Wherever "this" appears in a line, copy that line.

[Code that builds pages]
>> start
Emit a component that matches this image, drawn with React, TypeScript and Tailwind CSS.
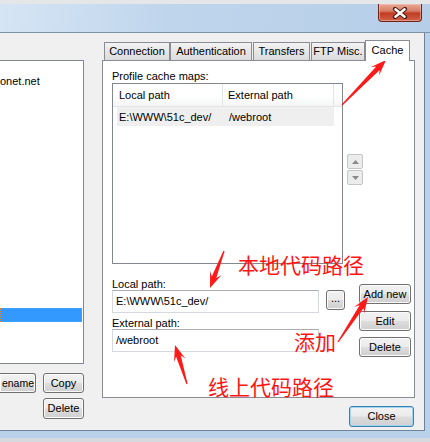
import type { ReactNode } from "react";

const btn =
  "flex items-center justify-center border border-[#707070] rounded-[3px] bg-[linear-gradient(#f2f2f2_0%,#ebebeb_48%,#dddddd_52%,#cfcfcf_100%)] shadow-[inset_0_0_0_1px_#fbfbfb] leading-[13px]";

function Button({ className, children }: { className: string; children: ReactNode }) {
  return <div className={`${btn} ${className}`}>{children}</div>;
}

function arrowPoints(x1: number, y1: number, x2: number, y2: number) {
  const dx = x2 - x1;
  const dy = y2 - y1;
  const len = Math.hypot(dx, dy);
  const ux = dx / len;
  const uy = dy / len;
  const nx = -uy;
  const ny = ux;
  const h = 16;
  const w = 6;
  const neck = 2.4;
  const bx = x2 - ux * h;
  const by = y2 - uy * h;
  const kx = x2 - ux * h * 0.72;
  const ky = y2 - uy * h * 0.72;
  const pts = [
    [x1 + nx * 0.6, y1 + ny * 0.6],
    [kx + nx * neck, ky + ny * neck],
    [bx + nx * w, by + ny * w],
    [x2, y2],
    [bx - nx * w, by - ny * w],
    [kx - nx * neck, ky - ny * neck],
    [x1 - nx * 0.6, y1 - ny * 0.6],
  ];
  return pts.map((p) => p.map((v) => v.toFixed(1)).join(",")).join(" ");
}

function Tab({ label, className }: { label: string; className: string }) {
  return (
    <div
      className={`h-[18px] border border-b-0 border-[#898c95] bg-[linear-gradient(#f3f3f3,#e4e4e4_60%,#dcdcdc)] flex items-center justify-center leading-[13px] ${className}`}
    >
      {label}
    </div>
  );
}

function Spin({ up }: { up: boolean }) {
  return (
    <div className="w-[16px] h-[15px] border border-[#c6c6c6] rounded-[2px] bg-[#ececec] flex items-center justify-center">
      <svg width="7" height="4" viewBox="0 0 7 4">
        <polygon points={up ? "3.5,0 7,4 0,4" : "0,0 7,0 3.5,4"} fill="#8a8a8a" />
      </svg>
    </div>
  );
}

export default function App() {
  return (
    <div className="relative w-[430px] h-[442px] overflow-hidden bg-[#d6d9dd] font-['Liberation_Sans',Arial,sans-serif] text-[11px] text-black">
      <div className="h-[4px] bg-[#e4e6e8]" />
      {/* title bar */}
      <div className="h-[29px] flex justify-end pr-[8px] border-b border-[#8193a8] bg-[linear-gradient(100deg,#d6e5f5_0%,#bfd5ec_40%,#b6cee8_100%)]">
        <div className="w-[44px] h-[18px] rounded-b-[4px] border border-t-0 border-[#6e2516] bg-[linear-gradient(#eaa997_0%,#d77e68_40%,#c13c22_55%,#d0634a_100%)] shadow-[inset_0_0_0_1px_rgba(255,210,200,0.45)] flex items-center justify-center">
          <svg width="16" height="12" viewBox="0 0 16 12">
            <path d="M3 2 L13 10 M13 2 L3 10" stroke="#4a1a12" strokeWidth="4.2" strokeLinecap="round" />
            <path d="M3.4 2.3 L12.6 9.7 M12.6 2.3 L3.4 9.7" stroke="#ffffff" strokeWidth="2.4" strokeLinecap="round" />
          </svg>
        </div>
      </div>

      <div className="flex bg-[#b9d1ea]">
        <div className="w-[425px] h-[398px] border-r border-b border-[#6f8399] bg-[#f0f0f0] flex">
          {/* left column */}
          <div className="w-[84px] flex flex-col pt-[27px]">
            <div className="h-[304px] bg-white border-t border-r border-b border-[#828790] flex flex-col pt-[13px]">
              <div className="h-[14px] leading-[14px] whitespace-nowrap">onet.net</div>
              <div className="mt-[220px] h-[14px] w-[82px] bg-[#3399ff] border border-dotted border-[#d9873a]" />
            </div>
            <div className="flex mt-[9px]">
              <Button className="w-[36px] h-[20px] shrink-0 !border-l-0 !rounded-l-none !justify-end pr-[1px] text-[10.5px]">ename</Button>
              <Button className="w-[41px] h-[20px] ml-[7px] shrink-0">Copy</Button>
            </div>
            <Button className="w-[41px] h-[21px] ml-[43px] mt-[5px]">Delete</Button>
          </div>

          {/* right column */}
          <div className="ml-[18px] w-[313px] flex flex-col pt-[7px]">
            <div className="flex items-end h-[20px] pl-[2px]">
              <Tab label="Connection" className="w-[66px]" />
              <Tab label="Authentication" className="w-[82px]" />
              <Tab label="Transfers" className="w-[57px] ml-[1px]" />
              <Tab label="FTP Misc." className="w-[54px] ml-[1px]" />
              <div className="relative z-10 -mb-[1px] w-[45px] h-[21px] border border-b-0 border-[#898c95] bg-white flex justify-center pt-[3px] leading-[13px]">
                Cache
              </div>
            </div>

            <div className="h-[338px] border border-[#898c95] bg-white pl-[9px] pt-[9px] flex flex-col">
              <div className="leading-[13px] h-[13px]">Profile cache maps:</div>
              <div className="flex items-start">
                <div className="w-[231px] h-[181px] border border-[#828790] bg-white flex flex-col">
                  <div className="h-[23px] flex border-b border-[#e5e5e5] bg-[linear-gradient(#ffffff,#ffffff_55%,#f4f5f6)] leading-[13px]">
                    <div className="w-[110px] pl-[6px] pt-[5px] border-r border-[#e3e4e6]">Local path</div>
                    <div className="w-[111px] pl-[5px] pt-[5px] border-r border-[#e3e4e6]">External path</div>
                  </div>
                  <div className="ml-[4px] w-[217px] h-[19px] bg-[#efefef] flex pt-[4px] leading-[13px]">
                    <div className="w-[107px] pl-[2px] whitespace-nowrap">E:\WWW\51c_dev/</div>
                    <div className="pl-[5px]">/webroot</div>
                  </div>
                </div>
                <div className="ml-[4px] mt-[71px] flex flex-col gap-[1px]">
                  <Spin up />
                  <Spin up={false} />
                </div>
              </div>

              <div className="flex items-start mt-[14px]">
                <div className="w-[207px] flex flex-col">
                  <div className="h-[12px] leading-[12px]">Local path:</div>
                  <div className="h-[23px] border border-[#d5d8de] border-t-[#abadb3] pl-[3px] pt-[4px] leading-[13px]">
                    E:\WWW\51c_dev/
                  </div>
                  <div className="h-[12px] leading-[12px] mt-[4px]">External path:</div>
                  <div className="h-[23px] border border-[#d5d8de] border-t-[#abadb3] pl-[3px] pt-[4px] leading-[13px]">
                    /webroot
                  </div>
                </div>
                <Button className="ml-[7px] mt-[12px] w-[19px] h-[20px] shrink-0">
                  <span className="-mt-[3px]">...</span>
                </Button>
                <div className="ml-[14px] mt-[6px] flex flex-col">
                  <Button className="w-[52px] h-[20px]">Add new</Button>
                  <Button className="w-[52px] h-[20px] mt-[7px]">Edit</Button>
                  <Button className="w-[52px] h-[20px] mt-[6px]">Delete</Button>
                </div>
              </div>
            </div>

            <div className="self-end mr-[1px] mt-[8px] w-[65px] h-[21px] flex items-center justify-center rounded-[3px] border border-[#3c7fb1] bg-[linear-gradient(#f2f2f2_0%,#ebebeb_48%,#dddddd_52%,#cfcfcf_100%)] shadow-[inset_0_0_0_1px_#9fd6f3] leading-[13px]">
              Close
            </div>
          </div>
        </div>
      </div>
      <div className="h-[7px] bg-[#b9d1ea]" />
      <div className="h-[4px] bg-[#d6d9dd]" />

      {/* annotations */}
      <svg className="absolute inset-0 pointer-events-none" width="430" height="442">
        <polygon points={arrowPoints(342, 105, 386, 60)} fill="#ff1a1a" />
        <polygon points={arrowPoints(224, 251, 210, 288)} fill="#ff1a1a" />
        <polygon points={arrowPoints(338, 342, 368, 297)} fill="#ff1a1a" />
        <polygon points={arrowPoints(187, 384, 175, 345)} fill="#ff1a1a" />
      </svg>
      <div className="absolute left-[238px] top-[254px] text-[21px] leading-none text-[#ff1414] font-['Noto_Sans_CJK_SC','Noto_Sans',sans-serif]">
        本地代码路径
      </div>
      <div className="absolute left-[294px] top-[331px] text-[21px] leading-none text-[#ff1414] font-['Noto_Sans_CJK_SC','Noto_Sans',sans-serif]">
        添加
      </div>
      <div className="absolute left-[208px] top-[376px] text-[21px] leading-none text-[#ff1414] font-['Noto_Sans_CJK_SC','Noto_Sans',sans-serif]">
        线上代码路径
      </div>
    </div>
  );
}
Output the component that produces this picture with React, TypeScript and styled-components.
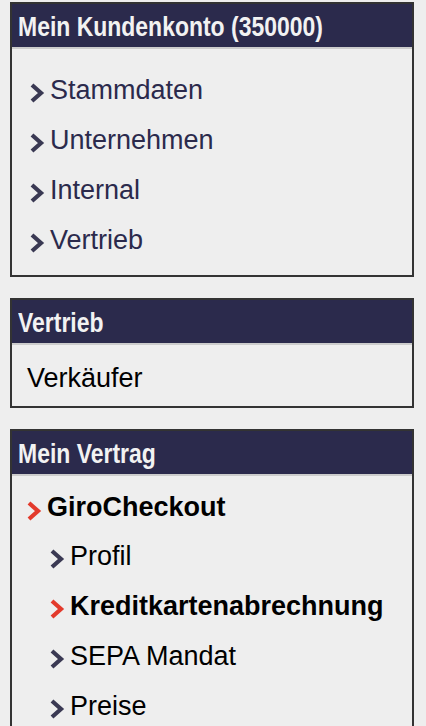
>> end
- [Task response]:
Emit a component that matches this image, drawn with React, TypeScript and Tailwind CSS.
Output the component that produces this picture with React, TypeScript and styled-components.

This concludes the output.